「甘栗むいちゃいました」が、リニューアルを試みたときに「ファンから猛反対を受けた」驚きの理由
あのロングセラー商品はどのようにして生まれ、どのようにヒットをつづけてきたのか。その道のりをたどる「ロングセラー物語」。今回は、発売から26年となる、クラシエの「甘栗むいちゃいました」にスポットを当てる。現在のブランド担当者が商品の歴史と今を語る。 【写真】「日本のどこがダメなのか?」に対する中国ネット民の驚きの回答 〔撮影:西崎進也〕 ---------- 【語る人】柿本麻理さん かきもと・まり/'73年、神奈川県生まれ。明治大学政治経済学部卒。食品会社を経て、'08年にクラシエフーズ(当時)入社。'17年から「甘栗むいちゃいました」等の素材菓子を担当。20周年、25周年のキャンペーンを手がける。 ----------
焼きたての香ばしさの秘密
発売当時、健康志向が高まっていく中で着目したのが、自然の甘さでした。ここから辿り着いたのが、栗。 それまで甘栗は、駅などで販売されている天津甘栗が一般的で、皮をむかないと食べられませんでした。面倒だったんですね。 実は、むいた栗もスーパーなどで惣菜として売られていましたが、あくまで食品の扱い。それを食べきりサイズのお菓子にし、駅やコンビニで売ったことが、大きなポイントだったのだと思います。 栗の加工にもしっかり向き合いました。日本の栗は焼いたものの皮をはがすのが、かなり大変なんです。
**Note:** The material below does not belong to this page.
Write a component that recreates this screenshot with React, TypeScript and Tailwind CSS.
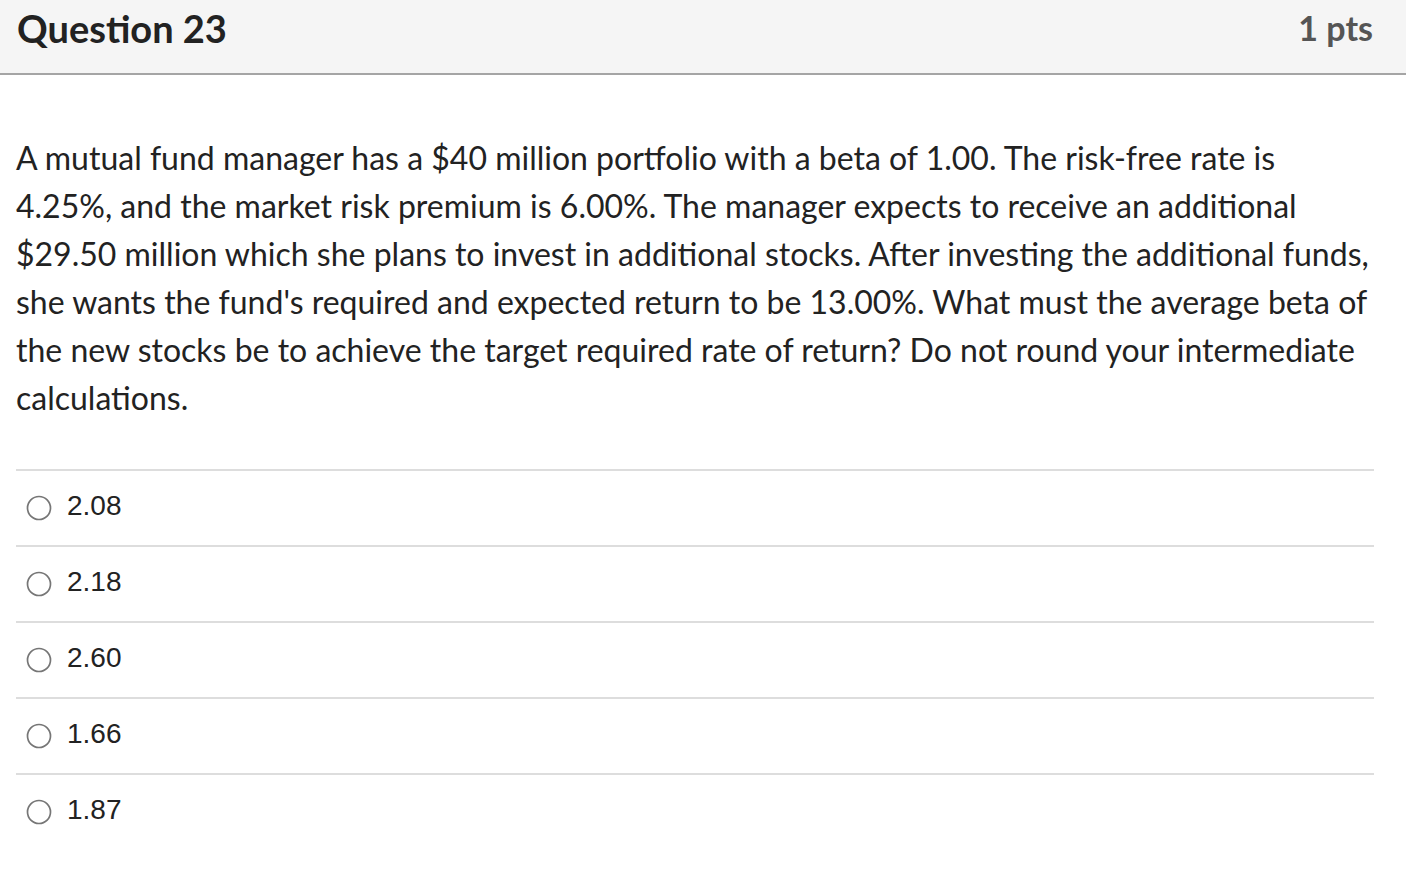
const options = ["2.08", "2.18", "2.60", "1.66", "1.87"];

function Radio() {
  return (
    <svg width="26" height="26" viewBox="0 0 26 26" className="shrink-0">
      <circle cx="13" cy="13" r="11.5" fill="#fff" stroke="#767676" strokeWidth="1.7" />
    </svg>
  );
}

export default function App() {
  return (
    <div className="min-h-screen bg-white text-[#222] font-['Lato','Noto_Sans',sans-serif]">
      <header className="h-[75px] bg-[#f5f5f5] border-b-2 border-[#a5a5a5] flex items-start justify-between pl-[17px] pr-[33px] pt-[5px]">
        <h2 className="text-[38px] font-bold leading-[46px] text-[#222]">Question 23</h2>
        <span className="text-[34px] font-bold leading-[46px] text-[#555]">1 pts</span>
      </header>

      <div className="pl-4 pr-8">
        <p className="mt-[59px] text-[32px] leading-[48px] text-[#222]">
          A mutual fund manager has a $40 million portfolio with a beta of 1.00. The risk-free rate is
          4.25%, and the market risk premium is 6.00%. The manager expects to receive an additional
          $29.50 million which she plans to invest in additional stocks. After investing the additional
          funds, she wants the fund's required and expected return to be 13.00%. What must the average
          beta of the new stocks be to achieve the target required rate of return? Do not round your
          intermediate calculations.
        </p>

        <div className="mt-[47px]">
          {options.map((o) => (
            <label
              key={o}
              className="flex items-center gap-[15px] h-[76px] border-t-2 border-[#dddddd] pl-[10px]"
            >
              <Radio />
              <span className="pb-[4px] text-[28px] text-[#222] font-['Liberation_Sans',Arial,sans-serif]">{o}</span>
            </label>
          ))}
        </div>
      </div>
    </div>
  );
}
栗きんとんや栗かのこなど、焼くよりもゆでて皮をむいて食べることに適しています。 一方で中国の栗は圧倒的に皮と実をはがしやすい。 皮をむくという手間をどうするか、当初は日本の栗を日本で機械を使ってむくことを考えましたが、品質設計上、難しかった。 そこで、中国の流通に詳しい方に相談し、中国の栗を中国で手むきしてもらう、という方法に行き着きました。 そして加工食品の会社として持っていた従来の技術を応用し、賞味期限を長くすることに成功しました。むいた栗が袋の中で酸化しないよう、酸素を極力、袋から抜く窒素置換という技術によって、焼きたての香りと品質を維持することができたんです。 この技術は今はさらに進化して、「焼いた香ばしさ O2カット製法」とパッケージに表現しています。酸素(O2)量を制御する技術によって、品質劣化の原因となる袋内の酸素を可能な限りゼロに近づけ、焼きたての香ばしさを閉じ込めています。 栗の品質も、糖度、サイズ、有機栽培など、こだわりをより強めるようになっていきました。 今は安価な競合商品もたくさん出てきていますが、こだわった品質や製法でさらなるおいしさに挑んでいることは、大きな特色です。 いろいろな調査をしたり、お客さまの声を聞く中でも、やはりこうしたこだわりが「甘栗むいちゃいました」の魅力だと言っていただいています。